— BEGIN —

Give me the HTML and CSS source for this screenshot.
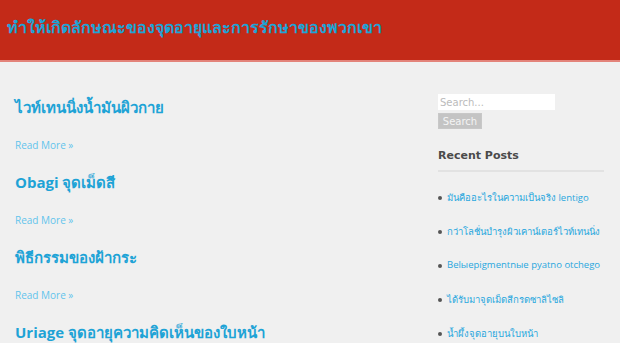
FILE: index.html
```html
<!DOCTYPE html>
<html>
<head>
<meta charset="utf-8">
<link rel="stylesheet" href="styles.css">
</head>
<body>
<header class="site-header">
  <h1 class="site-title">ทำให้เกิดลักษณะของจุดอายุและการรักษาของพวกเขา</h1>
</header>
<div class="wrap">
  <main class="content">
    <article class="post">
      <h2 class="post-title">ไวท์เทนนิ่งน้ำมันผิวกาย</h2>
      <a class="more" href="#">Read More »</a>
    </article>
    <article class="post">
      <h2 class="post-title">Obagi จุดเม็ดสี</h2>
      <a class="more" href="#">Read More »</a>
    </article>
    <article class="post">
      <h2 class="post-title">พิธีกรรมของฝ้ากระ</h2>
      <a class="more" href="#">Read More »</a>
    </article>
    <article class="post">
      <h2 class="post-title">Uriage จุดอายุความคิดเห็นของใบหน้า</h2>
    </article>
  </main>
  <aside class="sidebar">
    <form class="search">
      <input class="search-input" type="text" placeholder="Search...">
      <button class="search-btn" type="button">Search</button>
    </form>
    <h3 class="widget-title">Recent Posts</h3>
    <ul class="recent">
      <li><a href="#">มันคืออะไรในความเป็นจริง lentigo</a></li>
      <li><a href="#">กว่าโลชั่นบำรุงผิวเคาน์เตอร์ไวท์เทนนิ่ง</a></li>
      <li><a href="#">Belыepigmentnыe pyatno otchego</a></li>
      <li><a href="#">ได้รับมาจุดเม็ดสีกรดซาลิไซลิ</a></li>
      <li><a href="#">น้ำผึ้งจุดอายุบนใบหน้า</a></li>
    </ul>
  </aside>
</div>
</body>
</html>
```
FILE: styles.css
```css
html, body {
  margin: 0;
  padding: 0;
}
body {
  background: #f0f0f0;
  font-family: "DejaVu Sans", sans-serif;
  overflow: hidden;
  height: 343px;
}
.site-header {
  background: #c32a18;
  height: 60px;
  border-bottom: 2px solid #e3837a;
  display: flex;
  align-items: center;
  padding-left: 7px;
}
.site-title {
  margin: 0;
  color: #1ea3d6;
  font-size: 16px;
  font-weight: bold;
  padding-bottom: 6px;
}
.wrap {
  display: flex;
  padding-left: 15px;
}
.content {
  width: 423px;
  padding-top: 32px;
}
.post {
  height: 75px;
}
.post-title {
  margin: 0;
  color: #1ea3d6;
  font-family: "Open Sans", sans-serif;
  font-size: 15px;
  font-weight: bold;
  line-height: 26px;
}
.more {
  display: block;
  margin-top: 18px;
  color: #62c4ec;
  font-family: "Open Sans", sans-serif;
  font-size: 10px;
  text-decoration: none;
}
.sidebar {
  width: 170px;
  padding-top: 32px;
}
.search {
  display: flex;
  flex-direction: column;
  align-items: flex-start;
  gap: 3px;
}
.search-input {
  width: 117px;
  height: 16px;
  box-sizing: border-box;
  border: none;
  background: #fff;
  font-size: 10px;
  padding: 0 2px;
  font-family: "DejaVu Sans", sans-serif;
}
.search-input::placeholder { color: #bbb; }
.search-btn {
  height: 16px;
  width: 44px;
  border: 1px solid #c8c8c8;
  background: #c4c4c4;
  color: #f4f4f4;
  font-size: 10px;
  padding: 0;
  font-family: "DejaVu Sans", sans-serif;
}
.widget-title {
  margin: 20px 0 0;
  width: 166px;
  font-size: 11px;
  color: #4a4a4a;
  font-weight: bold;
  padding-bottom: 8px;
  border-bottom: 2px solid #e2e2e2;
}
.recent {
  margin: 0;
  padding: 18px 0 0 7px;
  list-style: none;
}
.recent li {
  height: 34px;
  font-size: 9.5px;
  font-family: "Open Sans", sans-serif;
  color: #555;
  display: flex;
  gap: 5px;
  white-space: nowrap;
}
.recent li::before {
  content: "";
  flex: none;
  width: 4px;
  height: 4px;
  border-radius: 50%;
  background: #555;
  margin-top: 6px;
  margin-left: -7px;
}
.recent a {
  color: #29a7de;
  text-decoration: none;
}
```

— END —

### Aim:
Your task is to repeat the material above exactly, without its pictures.

### Solution:
Give me the HTML and CSS source for this screenshot.
FILE: index.html
```html
<!DOCTYPE html>
<html>
<head>
<meta charset="utf-8">
<link rel="stylesheet" href="styles.css">
</head>
<body>
<header class="site-header">
  <h1 class="site-title">ทำให้เกิดลักษณะของจุดอายุและการรักษาของพวกเขา</h1>
</header>
<div class="wrap">
  <main class="content">
    <article class="post">
      <h2 class="post-title">ไวท์เทนนิ่งน้ำมันผิวกาย</h2>
      <a class="more" href="#">Read More »</a>
    </article>
    <article class="post">
      <h2 class="post-title">Obagi จุดเม็ดสี</h2>
      <a class="more" href="#">Read More »</a>
    </article>
    <article class="post">
      <h2 class="post-title">พิธีกรรมของฝ้ากระ</h2>
      <a class="more" href="#">Read More »</a>
    </article>
    <article class="post">
      <h2 class="post-title">Uriage จุดอายุความคิดเห็นของใบหน้า</h2>
    </article>
  </main>
  <aside class="sidebar">
    <form class="search">
      <input class="search-input" type="text" placeholder="Search...">
      <button class="search-btn" type="button">Search</button>
    </form>
    <h3 class="widget-title">Recent Posts</h3>
    <ul class="recent">
      <li><a href="#">มันคืออะไรในความเป็นจริง lentigo</a></li>
      <li><a href="#">กว่าโลชั่นบำรุงผิวเคาน์เตอร์ไวท์เทนนิ่ง</a></li>
      <li><a href="#">Belыepigmentnыe pyatno otchego</a></li>
      <li><a href="#">ได้รับมาจุดเม็ดสีกรดซาลิไซลิ</a></li>
      <li><a href="#">น้ำผึ้งจุดอายุบนใบหน้า</a></li>
    </ul>
  </aside>
</div>
</body>
</html>
```
FILE: styles.css
```css
html, body {
  margin: 0;
  padding: 0;
}
body {
  background: #f0f0f0;
  font-family: "DejaVu Sans", sans-serif;
  overflow: hidden;
  height: 343px;
}
.site-header {
  background: #c32a18;
  height: 60px;
  border-bottom: 2px solid #e3837a;
  display: flex;
  align-items: center;
  padding-left: 7px;
}
.site-title {
  margin: 0;
  color: #1ea3d6;
  font-size: 16px;
  font-weight: bold;
  padding-bottom: 6px;
}
.wrap {
  display: flex;
  padding-left: 15px;
}
.content {
  width: 423px;
  padding-top: 32px;
}
.post {
  height: 75px;
}
.post-title {
  margin: 0;
  color: #1ea3d6;
  font-family: "Open Sans", sans-serif;
  font-size: 15px;
  font-weight: bold;
  line-height: 26px;
}
.more {
  display: block;
  margin-top: 18px;
  color: #62c4ec;
  font-family: "Open Sans", sans-serif;
  font-size: 10px;
  text-decoration: none;
}
.sidebar {
  width: 170px;
  padding-top: 32px;
}
.search {
  display: flex;
  flex-direction: column;
  align-items: flex-start;
  gap: 3px;
}
.search-input {
  width: 117px;
  height: 16px;
  box-sizing: border-box;
  border: none;
  background: #fff;
  font-size: 10px;
  padding: 0 2px;
  font-family: "DejaVu Sans", sans-serif;
}
.search-input::placeholder { color: #bbb; }
.search-btn {
  height: 16px;
  width: 44px;
  border: 1px solid #c8c8c8;
  background: #c4c4c4;
  color: #f4f4f4;
  font-size: 10px;
  padding: 0;
  font-family: "DejaVu Sans", sans-serif;
}
.widget-title {
  margin: 20px 0 0;
  width: 166px;
  font-size: 11px;
  color: #4a4a4a;
  font-weight: bold;
  padding-bottom: 8px;
  border-bottom: 2px solid #e2e2e2;
}
.recent {
  margin: 0;
  padding: 18px 0 0 7px;
  list-style: none;
}
.recent li {
  height: 34px;
  font-size: 9.5px;
  font-family: "Open Sans", sans-serif;
  color: #555;
  display: flex;
  gap: 5px;
  white-space: nowrap;
}
.recent li::before {
  content: "";
  flex: none;
  width: 4px;
  height: 4px;
  border-radius: 50%;
  background: #555;
  margin-top: 6px;
  margin-left: -7px;
}
.recent a {
  color: #29a7de;
  text-decoration: none;
}
```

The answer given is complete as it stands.